Dans ce contexte, l’avenir de la profession ne s’annonce pas rose. Par chance, deux éléments majeurs permettent de croire que l’économie d’entreprise gagnera en utilité et en pertinence. Le premier élément : la nouvelle réglementation financière, mise en place après que le secteur financier a frôlé la catastrophe en 2008, exige une analyse des scénarios afin de formuler les plans d’urgence qui s’imposent. Cette exigence a entraîné un renforcement des capacités analytiques. Résultat : beaucoup d’entreprises engagent des économistes quantitatifs et se dotent de modèles économétriques pouvant proposer des scénarios de rechange, qui constituent alors des composantes fondamentales du processus.

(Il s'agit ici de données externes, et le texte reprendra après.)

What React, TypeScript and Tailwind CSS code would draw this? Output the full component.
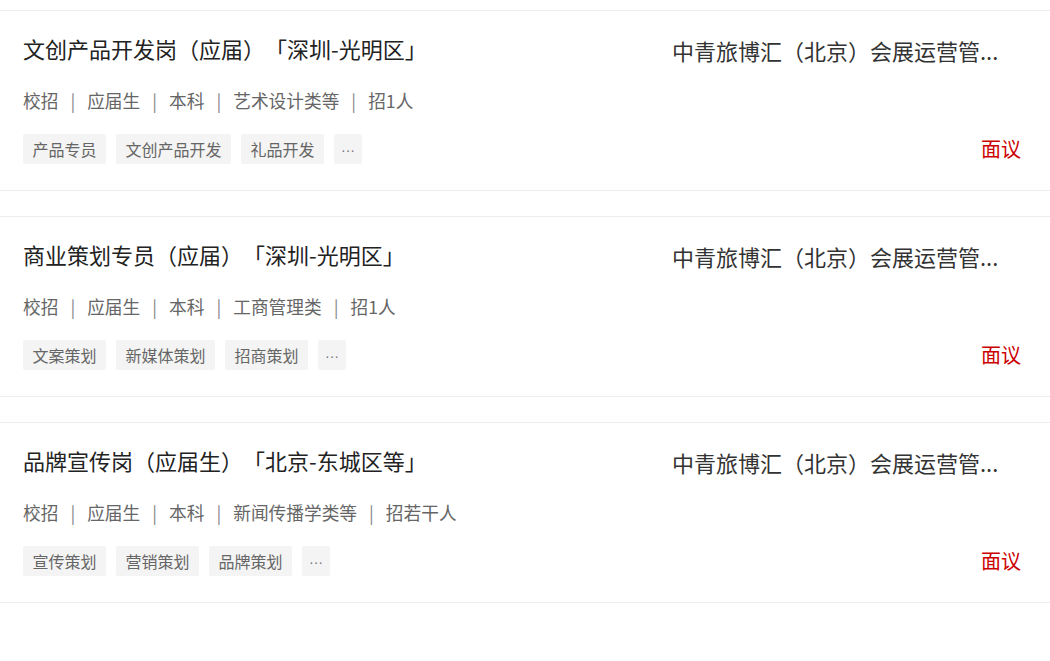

Le second élément est de nature technologique. Les premières machines économétriques, qui datent des années 1960 et 1970, s’apparentaient à l’hélicoptère de Léonard de Vinci : en théorie, ces machines devaient fonctionner, mais la technologie nécessaire pour les faire tourner n’existait pas encore.  Dans le cas de la science économique – et notamment de l’économétrie –, c’étaient la qualité des données et la puissance de calcul qui posaient problème. Depuis, des améliorations notables sur ces deux fronts ont décuplé la puissance de ces machines et, par le fait même, renforcé la vielle économique.

Que réserve l’avenir? Chose certaine, cette aventure ne fait que commencer. De vastes quantités de données sont continuellement créées : par les instances officielles, mais aussi par les entreprises et les consommateurs – des données générées par les appareils intelligents, les automobiles, les systèmes de numérisation, entre autres. Les entreprises du monde entier se rendent compte qu’il est capital de recueillir et d’organiser correctement ce nombre incalculable de données. Tirer des conclusions à partir de ces données est un exercice complexe qui demande d’établir des corrélations et des liens de causalité; bref, un travail où excellent les machines et les économétriciens expérimentés. Pour demeurer concurrentielles, les entreprises devront de plus en plus recourir à une approche sophistiquée afin de bien gérer et interpréter les données, un terrain de jeu où l’économiste d’entreprise évolue avec brio.

Conclusion?

Les économistes sont sur le point d’accroître considérablement leur fortune, à condition qu’ils aient la capacité de cerner les tendances et de développer des systèmes utiles et efficaces pour les entreprises tournées vers l’avenir. Les entreprises, peu importe leur forme ou leur taille, doivent renoncer à leur cynisme de longue date envers la profession; elles doivent plutôt tirer parti de la précieuse expertise de l’économiste et de sa capacité méconnue d’analyse stratégique. Et vous n'avez pas à me croire sur parole : il vous suffit de demander aux géants Google et Amazon de vous expliquer leur approche dans ce domaine.